No; a run of 5 tails can happen by chance under a fair model.
Yes; a fair coin cannot produce five tails in a row.
Yes; a fair coin must give about half heads in any 5 flips.
Yes; runs only occur when a coin is biased.
Explanation
The probability is $(1/2)^5=1/32\approx 3.1%$: rare but possible. A single short run is not strong evidence against $p=0.5$.
A model says $30%$ of incoming emails are spam ($p=0.30$). In a random sample of 50 emails, 18 are spam. Is the model consistent with this result?
No; this is impossible under the model.
Yes; sample proportions vary around \$0.30$, and $18/50=0.36$ is plausible.
No; the sample must have exactly 15 spam to match the model.
Yes; any sample proportion above \$0.30$ proves the model.
Explanation
Under $p=0.30$ with $n=50$, $\text{E}=15$ and $\text{SD}\approx\sqrt{50\cdot0.3\cdot0.7}\approx3.2$. Getting 18 is within about 1 SD; this is consistent with the model.
A die is claimed to be fair. In 60 rolls, the face "6" appears 4 times. Is this consistent with a fair die?
Yes; $4/60$ is exactly what a fair die predicts.
Yes; long stretches without sixes are guaranteed for a fair die.
No; a fair die must show each face exactly 10 times in 60 rolls.

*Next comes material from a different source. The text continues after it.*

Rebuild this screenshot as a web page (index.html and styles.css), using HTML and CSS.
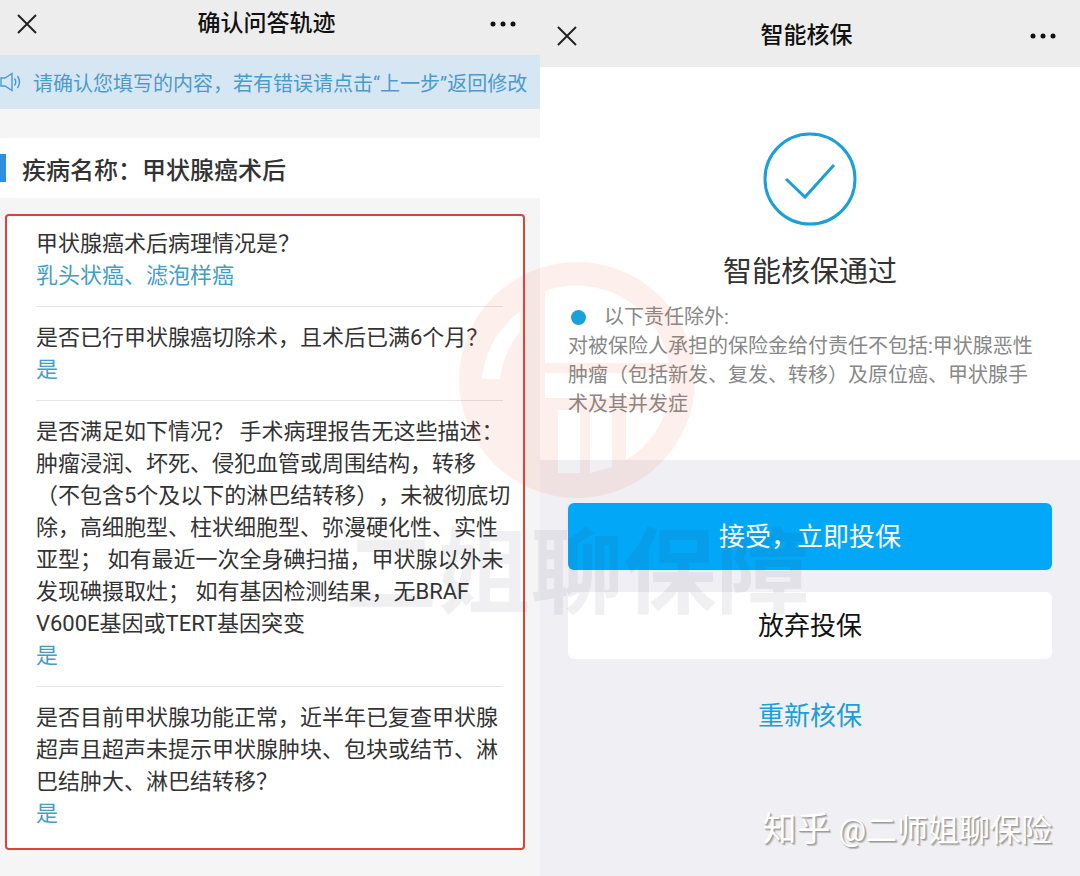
FILE: index.html
```
<!DOCTYPE html>
<html lang="zh-CN">
<head>
  <meta charset="UTF-8">
  <meta name="viewport" content="width=device-width, initial-scale=1.0">
  <title>智能核保</title>
  <link rel="stylesheet" href="styles.css">
</head>
<body>
  <div class="container">
    <section class="panel confirm">
      <header class="navbar">
        <button type="button" class="icon-button" aria-label="关闭">
          <svg width="20" height="20" viewBox="0 0 20 20"><path d="M1 1l18 18M19 1L1 19" fill="none" stroke="#222" stroke-width="2"/></svg>
        </button>
        <h1>确认问答轨迹</h1>
        <button type="button" class="icon-button" aria-label="更多">
          <svg width="26" height="6" viewBox="0 0 26 6" fill="#111"><circle cx="3" cy="3" r="2.5"/><circle cx="13" cy="3" r="2.5"/><circle cx="23" cy="3" r="2.5"/></svg>
        </button>
      </header>
      <div class="notice">
        <svg width="21" height="20" viewBox="0 0 21 20" fill="none" stroke="#4a9ccb" stroke-width="1.4">
          <path d="M1 6h4l7-4.500v17L5 14H1z"/>
          <path d="M14.500 6.500q2.500 3.500 0 7M17.500 4q4 6 0 12"/>
        </svg>
        <p>请确认您填写的内容，若有错误请点击“上一步”返回修改</p>
      </div>
      <h2 class="disease">疾病名称：甲状腺癌术后</h2>
      <div class="answers">
        <div class="item">
          <p>甲状腺癌术后病理情况是？</p>
          <p class="answer">乳头状癌、滤泡样癌</p>
        </div>
        <div class="item">
          <p>是否已行甲状腺癌切除术，且术后已满6个月？</p>
          <p class="answer">是</p>
        </div>
        <div class="item">
          <p>是否满足如下情况？ 手术病理报告无这些描述：肿瘤浸润、坏死、侵犯血管或周围结构，转移（不包含5个及以下的淋巴结转移），未被彻底切除，高细胞型、柱状细胞型、弥漫硬化性、实性亚型； 如有最近一次全身碘扫描，甲状腺以外未发现碘摄取灶； 如有基因检测结果，无BRAF V600E基因或TERT基因突变</p>
          <p class="answer">是</p>
        </div>
        <div class="item">
          <p>是否目前甲状腺功能正常，近半年已复查甲状腺超声且超声未提示甲状腺肿块、包块或结节、淋巴结肿大、淋巴结转移？</p>
          <p class="answer">是</p>
        </div>
      </div>
    </section>

    <section class="panel result">
      <header class="navbar navbar-tall">
        <button type="button" class="icon-button" aria-label="关闭">
          <svg width="20" height="20" viewBox="0 0 20 20"><path d="M1 1l18 18M19 1L1 19" fill="none" stroke="#222" stroke-width="2"/></svg>
        </button>
        <h1>智能核保</h1>
        <button type="button" class="icon-button" aria-label="更多">
          <svg width="26" height="6" viewBox="0 0 26 6" fill="#111"><circle cx="3" cy="3" r="2.5"/><circle cx="13" cy="3" r="2.5"/><circle cx="23" cy="3" r="2.5"/></svg>
        </button>
      </header>
      <div class="summary">
        <svg class="check" width="94" height="94" viewBox="0 0 94 94" fill="none" stroke="#1b9fd8">
          <circle cx="47" cy="47" r="45" stroke-width="3"/>
          <path d="M23 47l19 18 29-32" stroke-width="3"/>
        </svg>
        <h2>智能核保通过</h2>
        <div class="detail">
          <p class="detail-title">以下责任除外:</p>
          <p>对被保险人承担的保险金给付责任不包括:甲状腺恶性肿瘤（包括新发、复发、转移）及原位癌、甲状腺手术及其并发症</p>
        </div>
      </div>
      <div class="actions">
        <button type="button" class="button button-primary">接受，立即投保</button>
        <button type="button" class="button">放弃投保</button>
        <a href="#" class="retry">重新核保</a>
      </div>
      <p class="credit"><span class="credit-site">知乎</span> @二师姐聊保险</p>
    </section>

    <div class="watermark">
      <svg class="watermark-logo" width="238" height="238" viewBox="0 0 238 238">
        <mask id="cut">
          <rect width="238" height="238" fill="#fff"/>
          <g fill="#000">
            <path d="M24 118Q27 79 62 50V70Q45 92 42 118z"/>
            <path d="M87 30A94 94 0 0 1 211 102H87z"/>
            <path d="M87 112H213A94 94 0 0 1 211 137H87z"/>
            <path d="M100 149h22v63h-22zM132 149h22v57l-22 6zM168 149h40A94 94 0 0 1 168 199z"/>
          </g>
        </mask>
        <circle cx="119" cy="119" r="118" fill="#ef5a35" mask="url(#cut)"/>
      </svg>
      <p>二姐聊保障</p>
    </div>
  </div>
</body>
</html>
```
FILE: styles.css
```
* {
  box-sizing: border-box;
}
body {
  margin: 0;
  font-family: Roboto, "Noto Sans CJK SC", sans-serif;
  text-spacing-trim: space-all;
  color: #333;
}
h1, h2, p {
  margin: 0;
}
.container {
  position: relative;
  display: grid;
  grid-template-columns: 1fr 1fr;
  min-height: 100vh;
}
.panel {
  display: flex;
  flex-direction: column;
}
.confirm {
  background-color: #f5f5f5;
}
.result {
  background-color: #efeff4;
}

/* top bars */
.navbar {
  display: flex;
  justify-content: space-between;
  align-items: center;
  height: 55px;
  padding: 0 24px 8px 17px;
  background-color: #ededed;
}
.navbar-tall {
  height: 67px;
  padding-top: 4px;
  padding-bottom: 0;
}
.navbar h1 {
  font-size: 23px;
  line-height: 32px;
  font-weight: 500;
  color: #111;
}
.icon-button {
  display: flex;
  align-items: center;
  width: 26px;
  height: 32px;
  padding: 0;
  border: none;
  background: none;
  cursor: pointer;
}

/* answers to confirm */
.notice {
  display: flex;
  align-items: center;
  gap: 12px;
  height: 54px;
  background-color: #d7e6f3;
  color: #4a9ccb;
  font-size: 20px;
  white-space: nowrap;
}
.disease {
  display: flex;
  align-items: center;
  height: 60px;
  margin: 29px 0 16px;
  background-color: #fff;
  font-size: 24px;
  font-weight: 500;
}
.disease::before {
  content: "";
  width: 6px;
  height: 28px;
  margin-right: 16px;
  background-color: #2e8fe0;
}
.answers {
  margin: 0 15px 0 5px;
  padding: 0 20px 4px 29px;
  border: 2px solid #d9433a;
  border-radius: 4px;
  background-color: #fff;
}
.item {
  padding: 15px 0 14px;
  border-bottom: 1px solid #e6e6e6;
  font-size: 22px;
  line-height: 32px;
}
.item:first-child {
  padding-top: 12px;
}
.item:last-child {
  border-bottom: none;
}
.item p {
  margin-right: -10px;
}
.item .answer {
  color: #439dc5;
}

/* underwriting result */
.summary {
  display: flex;
  flex-direction: column;
  align-items: center;
  padding: 65px 28px 41px;
  background-color: #fff;
}
.summary h2 {
  margin: 25px 0 10px;
  font-size: 29px;
  line-height: 42px;
  font-weight: 400;
}
.detail {
  width: 100%;
  padding-right: 8px;
  font-size: 20px;
  line-height: 29px;
  color: #888;
}
.detail-title {
  display: flex;
  align-items: center;
  gap: 18px;
}
.detail-title::before {
  content: "";
  width: 15px;
  height: 15px;
  margin-left: 3px;
  border-radius: 50%;
  background-color: #1b9fd8;
}
.actions {
  display: flex;
  flex-direction: column;
  align-items: center;
  gap: 22px;
  padding: 43px 28px 0;
}
.button {
  width: 100%;
  height: 67px;
  padding: 0 0 4px;
  border: none;
  border-radius: 6px;
  background-color: #fff;
  color: #111;
  font-family: inherit;
  font-size: 26px;
  cursor: pointer;
}
.button-primary {
  background-color: #02a7f8;
  color: #fff;
}
.retry {
  margin-top: 16px;
  font-size: 26px;
  line-height: 38px;
  color: #1b9fd8;
  text-decoration: none;
}
.credit {
  margin: auto 28px 22px auto;
  font-size: 31px;
  line-height: 46px;
  color: #fff;
  text-shadow: 1px 1px 1px #999, 2px 2px 1px #bbb;
}
.credit-site {
  font-size: 34px;
}

/* watermark over both panels */
.watermark {
  position: absolute;
  top: 261px;
  left: 0;
  right: 0;
  display: flex;
  flex-direction: column;
  align-items: center;
  pointer-events: none;
}
.watermark-logo {
  margin-left: 74px;
  opacity: 0.09;
}
.watermark p {
  margin-left: 74px;
  font-size: 93px;
  line-height: 152px;
  font-weight: 700;
  color: rgba(70, 70, 90, 0.08);
}
```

No; a fair die would produce about $10$ sixes with $\text{SD}\approx\sqrt{60\cdot\tfrac{1}{6}\cdot\tfrac{5}{6}}\approx2.9$. Getting only 4 is more than 2 SDs below the mean and is unusually low, so I would question fairness.
Explanation
Expected sixes $\approx10$ with $\text{SD}\approx2.9$; observing 4 is over 2 SDs below expectation, which is uncommon and suggests possible bias.
A spinner model says red occurs with probability $p=0.25$ each spin. In 80 spins, red appears 30 times. Does this result make you question the model?
Yes; any outcome is equally likely in 80 spins.
Yes; because 30 is exactly the expected count.
Yes; $30$ reds is much higher than the expected $20$ and is unusually large under $p=0.25$, so I would question the model.
No; red can never appear more than 25 times under this model.
Explanation
Under $p=0.25$ with $n=80$, $\text{E}=20$ and $\text{SD}\approx\sqrt{80\cdot0.25\cdot0.75}\approx3.9$. Getting 30 is about 2.6 SDs above the mean—unusual enough to question the model.